__Raw data__.
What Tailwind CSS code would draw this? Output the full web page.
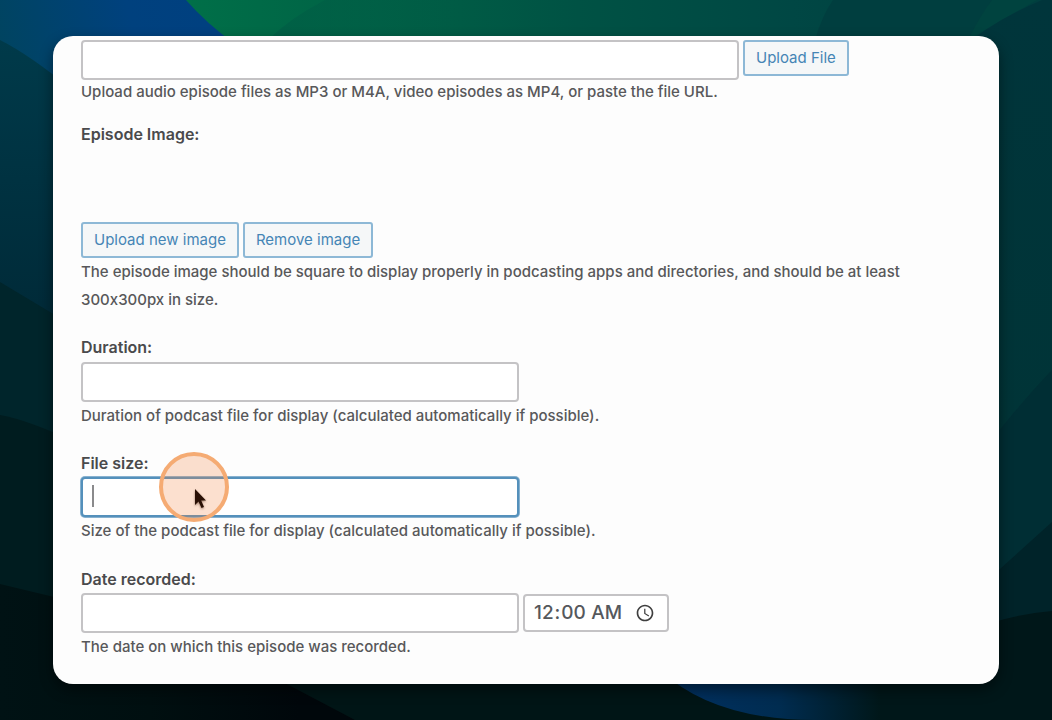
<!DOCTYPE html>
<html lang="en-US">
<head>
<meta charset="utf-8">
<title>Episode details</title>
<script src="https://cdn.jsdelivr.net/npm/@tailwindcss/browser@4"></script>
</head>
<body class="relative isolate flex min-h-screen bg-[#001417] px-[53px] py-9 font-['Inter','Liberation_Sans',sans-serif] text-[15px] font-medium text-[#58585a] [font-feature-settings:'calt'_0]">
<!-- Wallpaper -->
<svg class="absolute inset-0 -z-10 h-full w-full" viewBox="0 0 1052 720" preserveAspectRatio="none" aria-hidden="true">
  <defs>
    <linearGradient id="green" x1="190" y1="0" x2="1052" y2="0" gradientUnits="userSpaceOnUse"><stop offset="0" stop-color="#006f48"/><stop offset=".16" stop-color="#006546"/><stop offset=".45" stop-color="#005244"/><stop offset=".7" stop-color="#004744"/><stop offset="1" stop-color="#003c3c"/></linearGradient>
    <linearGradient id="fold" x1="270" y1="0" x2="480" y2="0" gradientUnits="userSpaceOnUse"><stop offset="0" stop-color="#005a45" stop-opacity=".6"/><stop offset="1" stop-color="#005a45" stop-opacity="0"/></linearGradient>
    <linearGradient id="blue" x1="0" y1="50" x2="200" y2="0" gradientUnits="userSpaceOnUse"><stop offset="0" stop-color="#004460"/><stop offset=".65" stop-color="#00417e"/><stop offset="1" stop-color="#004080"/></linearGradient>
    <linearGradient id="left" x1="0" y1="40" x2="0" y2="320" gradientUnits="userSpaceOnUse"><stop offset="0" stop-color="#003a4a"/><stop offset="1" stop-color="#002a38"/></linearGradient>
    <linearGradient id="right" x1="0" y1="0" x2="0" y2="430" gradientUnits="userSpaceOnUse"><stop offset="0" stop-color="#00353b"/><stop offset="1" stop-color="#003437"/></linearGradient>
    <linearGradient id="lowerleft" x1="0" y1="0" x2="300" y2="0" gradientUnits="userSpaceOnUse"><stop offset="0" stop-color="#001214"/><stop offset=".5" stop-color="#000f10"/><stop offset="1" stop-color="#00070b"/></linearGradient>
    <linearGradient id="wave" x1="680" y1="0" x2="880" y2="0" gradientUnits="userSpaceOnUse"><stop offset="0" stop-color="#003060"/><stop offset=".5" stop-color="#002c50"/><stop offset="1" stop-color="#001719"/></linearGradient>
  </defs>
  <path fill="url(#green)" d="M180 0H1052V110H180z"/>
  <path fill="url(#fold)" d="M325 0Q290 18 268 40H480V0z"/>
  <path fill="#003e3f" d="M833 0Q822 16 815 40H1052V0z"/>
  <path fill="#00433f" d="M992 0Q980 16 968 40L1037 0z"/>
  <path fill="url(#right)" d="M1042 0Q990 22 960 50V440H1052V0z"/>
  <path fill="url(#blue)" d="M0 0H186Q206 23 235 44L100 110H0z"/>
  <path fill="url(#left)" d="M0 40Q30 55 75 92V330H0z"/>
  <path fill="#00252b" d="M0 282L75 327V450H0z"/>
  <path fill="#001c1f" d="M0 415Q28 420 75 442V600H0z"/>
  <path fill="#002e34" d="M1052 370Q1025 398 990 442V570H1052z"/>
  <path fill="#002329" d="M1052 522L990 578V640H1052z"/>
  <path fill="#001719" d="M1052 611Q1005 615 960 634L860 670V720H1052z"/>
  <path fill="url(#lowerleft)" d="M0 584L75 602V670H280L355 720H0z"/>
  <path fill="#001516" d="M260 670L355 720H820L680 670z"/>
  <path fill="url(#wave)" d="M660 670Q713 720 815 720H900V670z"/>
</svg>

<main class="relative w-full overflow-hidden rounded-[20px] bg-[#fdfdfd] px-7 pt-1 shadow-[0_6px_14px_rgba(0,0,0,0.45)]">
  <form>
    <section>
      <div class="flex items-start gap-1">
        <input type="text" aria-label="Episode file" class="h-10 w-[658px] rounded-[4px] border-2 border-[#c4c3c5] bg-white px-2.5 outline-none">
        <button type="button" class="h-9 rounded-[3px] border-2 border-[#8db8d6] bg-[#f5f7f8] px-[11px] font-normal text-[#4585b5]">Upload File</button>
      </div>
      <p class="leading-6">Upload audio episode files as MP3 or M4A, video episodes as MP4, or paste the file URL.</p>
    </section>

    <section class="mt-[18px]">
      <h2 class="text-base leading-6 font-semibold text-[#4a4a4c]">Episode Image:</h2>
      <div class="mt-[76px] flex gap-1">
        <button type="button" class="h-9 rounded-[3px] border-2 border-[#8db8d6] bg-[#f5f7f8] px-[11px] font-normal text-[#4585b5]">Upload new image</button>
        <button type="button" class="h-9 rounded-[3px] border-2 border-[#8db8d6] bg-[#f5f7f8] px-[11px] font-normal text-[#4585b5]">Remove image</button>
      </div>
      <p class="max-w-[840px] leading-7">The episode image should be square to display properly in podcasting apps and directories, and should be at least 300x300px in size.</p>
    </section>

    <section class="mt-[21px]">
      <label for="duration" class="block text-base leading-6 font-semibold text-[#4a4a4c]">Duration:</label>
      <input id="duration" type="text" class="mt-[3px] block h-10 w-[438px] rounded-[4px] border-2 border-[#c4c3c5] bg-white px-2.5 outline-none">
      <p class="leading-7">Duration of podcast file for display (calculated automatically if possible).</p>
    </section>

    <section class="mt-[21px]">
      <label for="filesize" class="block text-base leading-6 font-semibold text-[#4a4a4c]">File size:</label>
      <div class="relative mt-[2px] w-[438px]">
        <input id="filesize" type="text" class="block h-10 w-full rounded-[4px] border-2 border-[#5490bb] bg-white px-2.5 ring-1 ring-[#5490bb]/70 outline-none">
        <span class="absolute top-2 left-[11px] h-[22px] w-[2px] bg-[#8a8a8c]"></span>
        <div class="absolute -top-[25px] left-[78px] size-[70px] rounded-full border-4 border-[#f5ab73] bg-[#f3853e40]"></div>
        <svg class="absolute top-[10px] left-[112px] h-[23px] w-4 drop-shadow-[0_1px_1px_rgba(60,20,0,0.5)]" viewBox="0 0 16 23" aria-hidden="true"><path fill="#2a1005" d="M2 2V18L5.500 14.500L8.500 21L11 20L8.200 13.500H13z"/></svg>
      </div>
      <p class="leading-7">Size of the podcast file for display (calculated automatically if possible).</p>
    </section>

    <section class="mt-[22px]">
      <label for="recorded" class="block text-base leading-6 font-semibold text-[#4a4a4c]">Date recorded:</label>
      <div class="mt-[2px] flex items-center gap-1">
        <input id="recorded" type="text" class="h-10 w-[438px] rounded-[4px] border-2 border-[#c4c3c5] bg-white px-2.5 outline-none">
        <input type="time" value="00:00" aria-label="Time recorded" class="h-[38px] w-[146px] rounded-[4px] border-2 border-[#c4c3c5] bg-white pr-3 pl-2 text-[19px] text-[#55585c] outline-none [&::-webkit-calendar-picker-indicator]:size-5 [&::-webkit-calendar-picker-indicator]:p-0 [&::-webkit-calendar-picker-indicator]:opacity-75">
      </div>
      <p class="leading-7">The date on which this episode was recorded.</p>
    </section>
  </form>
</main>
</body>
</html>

__Task prompt__. Filter out all lines lacking the word "full" and copy the rest.

__Completed task__.
What Tailwind CSS code would draw this? Output the full web page.
<svg class="absolute inset-0 -z-10 h-full w-full" viewBox="0 0 1052 720" preserveAspectRatio="none" aria-hidden="true">
<main class="relative w-full overflow-hidden rounded-[20px] bg-[#fdfdfd] px-7 pt-1 shadow-[0_6px_14px_rgba(0,0,0,0.45)]">
        <input id="filesize" type="text" class="block h-10 w-full rounded-[4px] border-2 border-[#5490bb] bg-white px-2.5 ring-1 ring-[#5490bb]/70 outline-none">
        <div class="absolute -top-[25px] left-[78px] size-[70px] rounded-full border-4 border-[#f5ab73] bg-[#f3853e40]"></div>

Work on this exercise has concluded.